• [What you will do] Show all lines of the listing that hold the word "this".

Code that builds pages
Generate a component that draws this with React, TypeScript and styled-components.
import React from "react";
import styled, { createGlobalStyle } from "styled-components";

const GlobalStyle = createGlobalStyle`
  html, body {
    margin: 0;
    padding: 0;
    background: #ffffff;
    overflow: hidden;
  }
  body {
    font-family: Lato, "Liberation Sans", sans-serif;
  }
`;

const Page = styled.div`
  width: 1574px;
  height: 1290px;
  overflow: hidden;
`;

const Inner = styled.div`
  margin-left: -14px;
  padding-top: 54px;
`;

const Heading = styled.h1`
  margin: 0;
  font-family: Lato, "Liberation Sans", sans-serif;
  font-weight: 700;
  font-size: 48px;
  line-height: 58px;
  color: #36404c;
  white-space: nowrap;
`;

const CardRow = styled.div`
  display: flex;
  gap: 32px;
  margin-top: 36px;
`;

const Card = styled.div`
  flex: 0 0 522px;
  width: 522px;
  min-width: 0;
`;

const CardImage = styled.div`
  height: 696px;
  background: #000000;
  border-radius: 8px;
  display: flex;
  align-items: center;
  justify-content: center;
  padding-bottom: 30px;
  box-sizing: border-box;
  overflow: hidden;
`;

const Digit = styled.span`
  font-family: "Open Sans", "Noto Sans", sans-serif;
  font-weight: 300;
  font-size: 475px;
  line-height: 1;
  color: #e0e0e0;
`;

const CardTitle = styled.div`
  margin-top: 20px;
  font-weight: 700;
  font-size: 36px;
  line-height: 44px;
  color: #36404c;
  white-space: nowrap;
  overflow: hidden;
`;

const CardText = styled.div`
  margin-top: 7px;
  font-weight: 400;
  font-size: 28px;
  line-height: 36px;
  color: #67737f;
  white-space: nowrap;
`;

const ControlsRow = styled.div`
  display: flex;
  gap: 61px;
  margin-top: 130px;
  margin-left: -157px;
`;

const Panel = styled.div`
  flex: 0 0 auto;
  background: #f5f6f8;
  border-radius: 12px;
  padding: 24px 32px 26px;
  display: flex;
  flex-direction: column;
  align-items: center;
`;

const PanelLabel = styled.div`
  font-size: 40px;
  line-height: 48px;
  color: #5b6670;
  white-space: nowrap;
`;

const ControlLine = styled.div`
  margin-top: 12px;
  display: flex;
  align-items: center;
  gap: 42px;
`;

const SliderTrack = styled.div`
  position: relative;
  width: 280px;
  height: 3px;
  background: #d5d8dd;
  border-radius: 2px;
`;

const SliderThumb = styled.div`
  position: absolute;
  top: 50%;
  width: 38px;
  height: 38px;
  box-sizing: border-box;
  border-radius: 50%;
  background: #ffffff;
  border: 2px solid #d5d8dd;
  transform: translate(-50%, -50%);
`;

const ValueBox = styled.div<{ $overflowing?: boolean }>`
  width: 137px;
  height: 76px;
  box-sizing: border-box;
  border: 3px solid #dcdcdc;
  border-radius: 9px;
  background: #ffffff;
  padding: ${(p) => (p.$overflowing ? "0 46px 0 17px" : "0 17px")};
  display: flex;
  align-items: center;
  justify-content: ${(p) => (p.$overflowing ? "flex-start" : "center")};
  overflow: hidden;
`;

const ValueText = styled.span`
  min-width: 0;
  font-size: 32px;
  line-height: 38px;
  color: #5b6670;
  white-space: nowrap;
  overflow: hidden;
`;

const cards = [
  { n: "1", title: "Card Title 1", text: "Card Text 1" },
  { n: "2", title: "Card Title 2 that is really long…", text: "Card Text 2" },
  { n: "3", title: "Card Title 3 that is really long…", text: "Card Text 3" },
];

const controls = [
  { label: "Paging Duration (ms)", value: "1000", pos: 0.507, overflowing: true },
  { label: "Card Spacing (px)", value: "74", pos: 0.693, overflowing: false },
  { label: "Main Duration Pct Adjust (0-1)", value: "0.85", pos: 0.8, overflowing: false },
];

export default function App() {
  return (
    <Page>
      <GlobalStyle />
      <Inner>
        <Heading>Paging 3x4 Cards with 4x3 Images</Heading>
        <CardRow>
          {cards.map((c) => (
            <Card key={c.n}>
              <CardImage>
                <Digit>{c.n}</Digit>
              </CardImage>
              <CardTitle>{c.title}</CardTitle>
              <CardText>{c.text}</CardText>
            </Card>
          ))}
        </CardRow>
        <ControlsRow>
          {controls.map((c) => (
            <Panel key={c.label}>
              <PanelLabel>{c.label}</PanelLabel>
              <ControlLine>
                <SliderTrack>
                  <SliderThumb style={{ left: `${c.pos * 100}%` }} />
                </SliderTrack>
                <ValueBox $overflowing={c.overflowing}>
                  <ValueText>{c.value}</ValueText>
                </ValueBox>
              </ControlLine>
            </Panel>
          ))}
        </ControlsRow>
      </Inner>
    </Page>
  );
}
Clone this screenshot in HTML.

• [Correct output]
Generate a component that draws this with React, TypeScript and styled-components.
Clone this screenshot in HTML.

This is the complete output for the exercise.